The following timeline details important events in the Siege of Yorktown.

Preliminary Events

  • May 8, 1781

    French frigate Concorde arrived in Boston with news that a large French fleet departed Brest, France, in March to assist with military operations against the British. When George Washington learned the news, he called for a conference with General Rochambeau, the commander of French land force in America, to discuss strategy.

  • May 20, 1781

    British General Lord Cornwallis, commanding a large British army, arrived in Petersburg, Virginia, from North Carolina.

  • Late May 1781

    General Washington met General Rochambeau at Wethersfield, Connecticut, and tried to convince him to join an attack on British-held New York. While no firm plan was made to attack New York, Rochambeau agreed to bring his French army from Newport, Rhode Island, to join American forces around New York.

  • August 1-2, 1781

    Lord Cornwallis moved British forces from Portsmouth, Virginia, to the tobacco port of Yorktown on the York River and began building earthworks to fortify his position.

  • August 14, 1781

    General Washington learned that the large French fleet under Admiral Comte de Grasse was heading to the coast of Virginia. Washington recognized an opportunity to defeat Lord Cornwallis in Virginia with the aid of French naval support.

  • August 19, 1781

    American and French forces began their long march from New York City to Virginia.

  • August 30, 1781

    Admiral Comte de Grasse arrived at the Chesapeake Bay with the large French fleet he sailed from France. In addition, he brought another 3,000 French soldiers.

  • September 2, 1781

    Allied forces (American and French) entered Philadelphia on their long march south. They reached Head of Elk (present Elkton, Maryland) by September 8. Most of the American and French forces continued their travel by ship to Virginia though some, including cavalry and wagon trains, continued by land.

  • September 5, 1781

    British Admiral Graves, commanding a British fleet of nineteen warships, found a larger French fleet in the Chesapeake. Both fleets exited the Chesapeake Bay and prepared for battle off Cape Henry. The battle matched the British fleet against twenty-four French warships. The ensuing battle would be known as the Battle of the Capes. Though both fleets were damaged during the battle, the British fleet suffered more extensive damage, causing them to scuttle one of their ships. After the initial battle, both fleets sailed southeast for several days.

  • September 9, 1781

    The French fleet reversed course and returned to the Chesapeake Bay. Several days later, the British fleet broke contact and returned to New York City. Admiral de Grasse learned that a small French fleet under Admiral de Barras entered the Chesapeake Bay unchallenged during the Battle of the Capes, allowing critical siege artillery to be brought to General Washington.

  • September 14, 1781

    Generals Washington and Rochambeau reached Williamsburg. American and French forces continued to arrive during the month of September.

  • September 17, 1781

    General Clinton in New York learned the French fleet had blockaded the Chesapeake Bay and Lord Cornwallis was trapped. General Clinton began to gather a relief force to save Lord Cornwallis.

The Siege Begins

  • September 28, 1781

    American and French forces marched out of Williamsburg and traveled the eleven miles to Yorktown.

  • October 6, 1781

    Allied forces began to dig a long zigzag trench, called a parallel, which gave them cover as they approached the British positions.

  • October 9, 1781

    Allies began bombardment of British positions at Yorktown.

  • October 11, 1781

    General Washington ordered work to begin on a second parallel which brought the Americans within several hundred yards of the British lines. The second parallel could not be completed until the Americans took British Redoubts Nine and Ten, part of the British defense line.

  • October 14, 1781

    American and French forces seized Redoubts Nine and Ten, two small earthen forts which anchored the eastern portion of the British defense lines.

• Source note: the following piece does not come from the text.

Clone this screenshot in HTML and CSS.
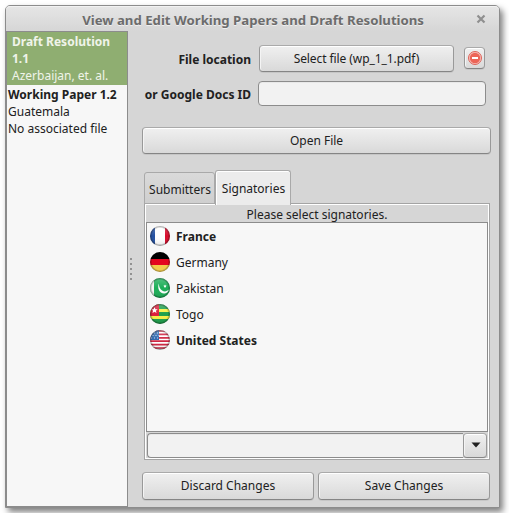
FILE: index.html
```html
<!DOCTYPE html>
<html lang="en">
<head>
<meta charset="utf-8">
<title>View and Edit Working Papers and Draft Resolutions</title>
<link rel="stylesheet" href="styles.css">
</head>
<body>
<div class="window">
  <header class="titlebar">
    <h1>View and Edit Working Papers and Draft Resolutions</h1>
    <svg class="close" viewBox="0 0 10 10"><path d="M1.5 1.5l7 7M8.5 1.5l-7 7"/></svg>
  </header>
  <div class="content">
    <aside class="papers">
      <div class="paper selected"><b>Draft Resolution<br>1.1</b><br>Azerbaijan, et. al.</div>
      <div class="paper"><b>Working Paper 1.2</b><br>Guatemala<br>No associated file</div>
    </aside>
    <div class="handle"><i></i><i></i><i></i><i></i><i></i></div>
    <main class="editor">
      <div class="row file-row">
        <label>File location</label>
        <button class="btn file-btn">Select file (wp_1_1.pdf)</button>
        <button class="btn remove-btn"><svg viewBox="0 0 14 14"><circle cx="7" cy="7" r="6.500" fill="#f8c3bd" stroke="#dd6258"/><circle cx="7" cy="7" r="5.200" fill="#ec6558"/><path d="M4 7h6" stroke="#fff" stroke-width="2"/></svg></button>
      </div>
      <div class="row docs-row">
        <label>or Google Docs ID</label>
        <input class="entry docs-entry" type="text">
      </div>
      <button class="btn open-btn">Open File</button>
      <div class="tabs">
        <div class="tab">Submitters</div>
        <div class="tab active">Signatories</div>
      </div>
      <section class="pane">
        <div class="hint">Please select signatories.</div>
        <ul class="countries">
          <li class="strong">
            <svg class="flag" viewBox="0 0 22 22">
              <defs>
                <clipPath id="round"><circle cx="11" cy="11" r="10"/></clipPath>
                <linearGradient id="gloss" x1="0" y1="0" x2="0" y2="1"><stop offset="0" stop-color="#fff" stop-opacity=".25"/><stop offset=".5" stop-color="#fff" stop-opacity="0"/><stop offset="1" stop-color="#000" stop-opacity=".12"/></linearGradient>
                <radialGradient id="rim"><stop offset=".78" stop-color="#000" stop-opacity="0"/><stop offset="1" stop-color="#000" stop-opacity=".4"/></radialGradient>
                <g id="shade"><circle cx="11" cy="11" r="10" fill="url(#gloss)"/><circle cx="11" cy="11" r="10" fill="url(#rim)"/></g>
              </defs>
              <g clip-path="url(#round)"><path fill="#fff" d="M0 0h22v22H0z"/><path fill="#2450a0" d="M0 0h6v22H0z"/><path fill="#d80c2c" d="M16 0h6v22h-6z"/></g><use href="#shade"/>
            </svg>France</li>
          <li>
            <svg class="flag" viewBox="0 0 22 22"><g clip-path="url(#round)"><path d="M0 0h22v8H0z"/><path fill="#e4061f" d="M0 8h22v6H0z"/><path fill="#f2cb4c" d="M0 14h22v8H0z"/></g><circle cx="11" cy="11" r="10" fill="url(#rim)"/></svg>Germany</li>
          <li>
            <svg class="flag" viewBox="0 0 22 22"><g clip-path="url(#round)"><path fill="#1cae57" d="M0 0h22v22H0z"/><path fill="#f4f6f4" d="M0 0h5v22H0z"/><path d="M10 6.500C7.800 10.500 10.500 17 15.500 16.600c2.500-.2 4-1.800 4.400-4-2 2-4.600 2.400-6.800.9-2.200-1.500-3.300-4-3.100-7z" fill="#fff"/><path d="m16 7.500.5 1.100 1.200.1-.9.800.3 1.200-1.100-.6-1.100.6.300-1.200-.9-.8 1.200-.1z" fill="#fff"/></g><use href="#shade"/></svg>Pakistan</li>
          <li>
            <svg class="flag" viewBox="0 0 22 22"><g clip-path="url(#round)"><path fill="#1da04b" d="M0 0h22v22H0z"/><path fill="#f8f044" d="M0 6h22v3H0zM0 13h22v3H0z"/><path fill="#dc1f3c" d="M0 0h10v13H0z"/><path fill="#fff" d="m5.500 4 .9 2.200 2.300.1-1.800 1.500.6 2.300-2-1.300-2 1.300.6-2.300-1.800-1.500 2.300-.1z"/></g><use href="#shade"/></svg>Togo</li>
          <li class="strong">
            <svg class="flag" viewBox="0 0 22 22"><g clip-path="url(#round)"><path fill="#fff" d="M0 0h22v22H0z"/><path stroke="#cf2440" stroke-width="1.700" d="M0 2h22M0 5.400h22M0 8.800h22M0 12.200h22M0 15.600h22M0 19h22"/><path fill="#2f68ae" d="M0 0h10v11H0z"/><path stroke="#c5d8ee" stroke-dasharray="1 2" d="M2 4h8M3.500 6.500H10M2 9h8"/></g><use href="#shade"/></svg>United States</li>
        </ul>
        <div class="combo">
          <input class="entry combo-entry" type="text">
          <button class="btn combo-btn"><svg viewBox="0 0 10 6"><path d="M.5.500h9L5 5.500z" fill="#222"/></svg></button>
        </div>
      </section>
      <footer class="actions">
        <button class="btn">Discard Changes</button>
        <button class="btn">Save Changes</button>
      </footer>
    </main>
  </div>
</div>
</body>
</html>
```
FILE: styles.css
```css
* { box-sizing: border-box; }
body {
  margin: 0;
  padding: 5px;
  background: #fff;
  overflow: hidden;
  color: #212121;
  font: 12px/17px "Noto Sans", "Open Sans", sans-serif;
}
.window {
  width: 495px;
  height: 503px;
  display: flex;
  flex-direction: column;
  border: 1px solid #8c8c8c;
  border-radius: 5px 5px 0 0;
  background: #d6d6d6;
  box-shadow: 3px 4px 6px rgba(0, 0, 0, .5);
}
.titlebar {
  height: 25px;
  flex: none;
  display: flex;
  align-items: center;
  justify-content: flex-end;
  padding: 1px 13px 0 0;
  border-top: 1px solid #f2f2f2;
  border-radius: 4px 4px 0 0;
  background: linear-gradient(#e5e5e5, #d6d6d6);
}
h1 {
  margin: 0 52px 0 0;
  font-size: 13.200px;
  line-height: 18px;
  color: #6c6c6c;
  text-shadow: 0 1px #efefef;
  white-space: nowrap;
}
.close { width: 10px; height: 10px; margin-top: -2px; fill: none; stroke: #8f8f8f; stroke-width: 2.200; }
.content { flex: 1; display: flex; min-height: 0; }
.papers {
  width: 122px;
  border: 1px solid #8c8c8c;
  background: #f7f7f7;
}
.paper { padding: 1px 0 0 1px; white-space: nowrap; }
.paper.selected { height: 53px; padding: 1px 0 0 5px; background: #8fae71; color: #f0f4ea; }
.handle {
  width: 6px;
  display: flex;
  flex-direction: column;
  align-items: center;
  justify-content: center;
  gap: 3px;
}
.handle i { width: 2px; height: 2px; background: #929292; }
.editor { flex: 1; padding: 14px 8px 0 8px; display: flex; flex-direction: column; }
.row { display: flex; align-items: center; }
.row label { width: 109px; padding-top: 1px; text-align: right; font-weight: bold; white-space: nowrap; }
.btn {
  height: 28px;
  padding: 0 0 1px;
  border: 1px solid;
  border-color: #aaa #999 #858585 #999;
  border-radius: 4px;
  background: linear-gradient(#f0f0f0, #d9d9d9);
  box-shadow: inset 0 1px #fff, inset 1px 0 #f4f4f4, 0 1px rgba(0, 0, 0, .07);
  color: #212121;
  font: inherit;
  text-align: center;
}
.file-row { height: 27px; }
.file-btn { width: 195px; height: 27px; margin-left: 8px; padding: 0; letter-spacing: -.080px; }
.remove-btn { width: 21px; height: 22px; margin: -1px 0 0 10px; padding: 0; display: flex; align-items: center; justify-content: center; }
.remove-btn svg { width: 14px; height: 14px; }
.docs-row { height: 25px; margin-top: 9px; }
.entry {
  min-width: 0;
  padding: 0 5px;
  border: 1px solid #8c8c8c;
  border-radius: 4px;
  background: #f2f2f2;
  box-shadow: inset 0 1px #e8e8e8;
  font: inherit;
  outline: 0;
}
.docs-entry { width: 228px; height: 25px; margin-left: 7px; }
.open-btn { margin: 21px 0 0; height: 27px; flex: none; }
.tabs { height: 34px; margin: 16px 0 -1px 2px; display: flex; align-items: flex-end; position: relative; }
.tab {
  width: 71px;
  height: 32px;
  padding: 8px 0 0 1px;
  border: 1px solid #a9a9a9;
  border-radius: 3px 3px 0 0;
  background: linear-gradient(#dadada, #cfcfcf);
  text-align: center;
}
.tab.active {
  width: 76px;
  height: 35px;
  margin-bottom: -1px;
  padding: 9px 0 0 1px;
  border-bottom: 0;
  background: #ececec;
  box-shadow: inset 0 1px #fff, inset 1px 0 #fff;
}
.pane {
  width: 346px;
  height: 257px;
  margin-left: 2px;
  padding: 0 1px;
  border: 1px solid #a4a4a4;
  box-shadow: inset 1px 1px #fff, inset -1px -1px #fff;
}
.hint { height: 18px; padding-top: 2px; text-align: center; }
.countries {
  height: 210px;
  margin: 0;
  padding: 0 0 0 3px;
  border: 1px solid #8c8c8c;
  background: #f7f7f7;
  list-style: none;
}
.countries li { height: 26px; display: flex; align-items: center; gap: 5px; }
.countries .strong { font-weight: bold; }
.flag { width: 22px; height: 22px; margin-left: -1px; }
.combo { display: flex; height: 25px; margin-top: 1px; padding: 0 1px; }
.combo-entry { flex: 1; border-radius: 4px 0 0 4px; border-right: 0; }
.combo-btn { width: 24px; height: 25px; padding: 0 0 1px 1px; display: flex; align-items: center; justify-content: center; }
.combo-btn svg { width: 10px; height: 6px; }
.actions { display: flex; gap: 4px; margin-top: 12px; padding-right: 1px; }
.actions .btn { flex: 1; }
```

  • October 16, 1781 (before dawn)

    British attempted an ill-fated counterattack to stop the American advance. Lord Cornwallis knew his options were limited.

  • October 16, 1781 (late evening)

    Lord Cornwallis attempted to ferry his troops from Yorktown to Gloucester Point on the north side of the river. The British hoped to break out and flee north while abandoning their sick and wounded soldiers. A bad storm during the night stopped the transfer of British troops from Yorktown to Gloucester Point.

  • October 17, 1781

    A British drummer and an officer waving a white flag mounted British fortifications. They sought a truce to discuss surrender terms. On the same day, a British fleet left New York to relieve Lord Cornwallis.

  • October 17-18, 1781

    Surrender terms were finalized at Moore House in Yorktown.

Final Act

  • October 19, 1781

    Surrender terms were signed.

  • October 28, 1781

    The British relief fleet reached Virginia and learned that Lord Cornwallis had surrendered. The fleet returned to New York several days later without engaging the French navy.